■ WHAT TO WORK ON: Repeat the records below exactly, leaving out any pictures.

■ WORKING DATA:
++++++++++++++++++++

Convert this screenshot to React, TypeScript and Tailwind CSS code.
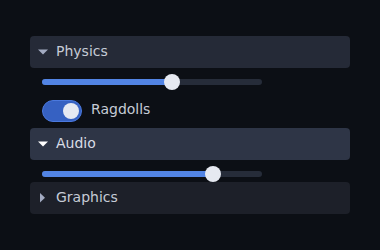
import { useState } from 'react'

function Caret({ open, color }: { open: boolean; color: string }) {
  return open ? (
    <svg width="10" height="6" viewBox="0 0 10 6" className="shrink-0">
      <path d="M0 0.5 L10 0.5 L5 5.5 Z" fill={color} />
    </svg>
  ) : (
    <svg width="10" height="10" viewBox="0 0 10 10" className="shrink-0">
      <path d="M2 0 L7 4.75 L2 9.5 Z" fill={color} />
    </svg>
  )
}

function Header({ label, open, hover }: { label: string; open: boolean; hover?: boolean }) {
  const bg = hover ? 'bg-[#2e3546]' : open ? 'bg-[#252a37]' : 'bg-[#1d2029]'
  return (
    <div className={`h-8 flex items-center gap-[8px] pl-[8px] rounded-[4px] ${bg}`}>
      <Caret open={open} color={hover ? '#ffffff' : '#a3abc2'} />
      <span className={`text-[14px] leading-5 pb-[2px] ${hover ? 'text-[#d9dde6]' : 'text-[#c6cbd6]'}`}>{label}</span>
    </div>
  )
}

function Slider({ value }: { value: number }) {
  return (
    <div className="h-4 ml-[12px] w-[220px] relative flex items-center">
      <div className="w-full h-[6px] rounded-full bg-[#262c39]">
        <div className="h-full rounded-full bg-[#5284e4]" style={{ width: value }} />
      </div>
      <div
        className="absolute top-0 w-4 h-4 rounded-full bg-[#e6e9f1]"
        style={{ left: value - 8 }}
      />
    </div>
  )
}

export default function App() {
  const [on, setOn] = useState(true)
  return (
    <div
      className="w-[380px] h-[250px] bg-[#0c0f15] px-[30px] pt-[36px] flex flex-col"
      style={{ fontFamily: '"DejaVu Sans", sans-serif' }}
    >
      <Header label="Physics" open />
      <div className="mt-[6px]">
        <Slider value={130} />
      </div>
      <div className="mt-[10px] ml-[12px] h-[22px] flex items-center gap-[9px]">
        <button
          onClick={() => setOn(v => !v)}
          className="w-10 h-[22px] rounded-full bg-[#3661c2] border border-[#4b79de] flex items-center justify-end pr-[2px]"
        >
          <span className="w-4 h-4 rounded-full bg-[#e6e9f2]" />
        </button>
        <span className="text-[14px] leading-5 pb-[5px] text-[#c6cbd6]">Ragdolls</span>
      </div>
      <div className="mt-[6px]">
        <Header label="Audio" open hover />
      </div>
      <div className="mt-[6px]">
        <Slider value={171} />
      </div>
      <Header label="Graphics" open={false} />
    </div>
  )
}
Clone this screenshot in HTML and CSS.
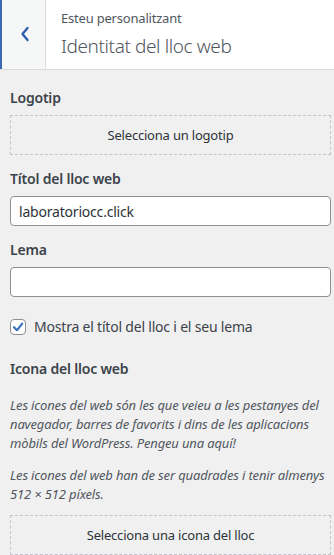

++++++++++++++++++++

■ ANSWER TO THE EXERCISE:
Convert this screenshot to React, TypeScript and Tailwind CSS code.
import { useState } from 'react'

function Caret({ open, color }: { open: boolean; color: string }) {
  return open ? (
    <svg width="10" height="6" viewBox="0 0 10 6" className="shrink-0">
      <path d="M0 0.5 L10 0.5 L5 5.5 Z" fill={color} />
    </svg>
  ) : (
    <svg width="10" height="10" viewBox="0 0 10 10" className="shrink-0">
      <path d="M2 0 L7 4.75 L2 9.5 Z" fill={color} />
    </svg>
  )
}

function Header({ label, open, hover }: { label: string; open: boolean; hover?: boolean }) {
  const bg = hover ? 'bg-[#2e3546]' : open ? 'bg-[#252a37]' : 'bg-[#1d2029]'
  return (
    <div className={`h-8 flex items-center gap-[8px] pl-[8px] rounded-[4px] ${bg}`}>
      <Caret open={open} color={hover ? '#ffffff' : '#a3abc2'} />
      <span className={`text-[14px] leading-5 pb-[2px] ${hover ? 'text-[#d9dde6]' : 'text-[#c6cbd6]'}`}>{label}</span>
    </div>
  )
}

function Slider({ value }: { value: number }) {
  return (
    <div className="h-4 ml-[12px] w-[220px] relative flex items-center">
      <div className="w-full h-[6px] rounded-full bg-[#262c39]">
        <div className="h-full rounded-full bg-[#5284e4]" style={{ width: value }} />
      </div>
      <div
        className="absolute top-0 w-4 h-4 rounded-full bg-[#e6e9f1]"
        style={{ left: value - 8 }}
      />
    </div>
  )
}

export default function App() {
  const [on, setOn] = useState(true)
  return (
    <div
      className="w-[380px] h-[250px] bg-[#0c0f15] px-[30px] pt-[36px] flex flex-col"
      style={{ fontFamily: '"DejaVu Sans", sans-serif' }}
    >
      <Header label="Physics" open />
      <div className="mt-[6px]">
        <Slider value={130} />
      </div>
      <div className="mt-[10px] ml-[12px] h-[22px] flex items-center gap-[9px]">
        <button
          onClick={() => setOn(v => !v)}
          className="w-10 h-[22px] rounded-full bg-[#3661c2] border border-[#4b79de] flex items-center justify-end pr-[2px]"
        >
          <span className="w-4 h-4 rounded-full bg-[#e6e9f2]" />
        </button>
        <span className="text-[14px] leading-5 pb-[5px] text-[#c6cbd6]">Ragdolls</span>
      </div>
      <div className="mt-[6px]">
        <Header label="Audio" open hover />
      </div>
      <div className="mt-[6px]">
        <Slider value={171} />
      </div>
      <Header label="Graphics" open={false} />
    </div>
  )
}
Clone this screenshot in HTML and CSS.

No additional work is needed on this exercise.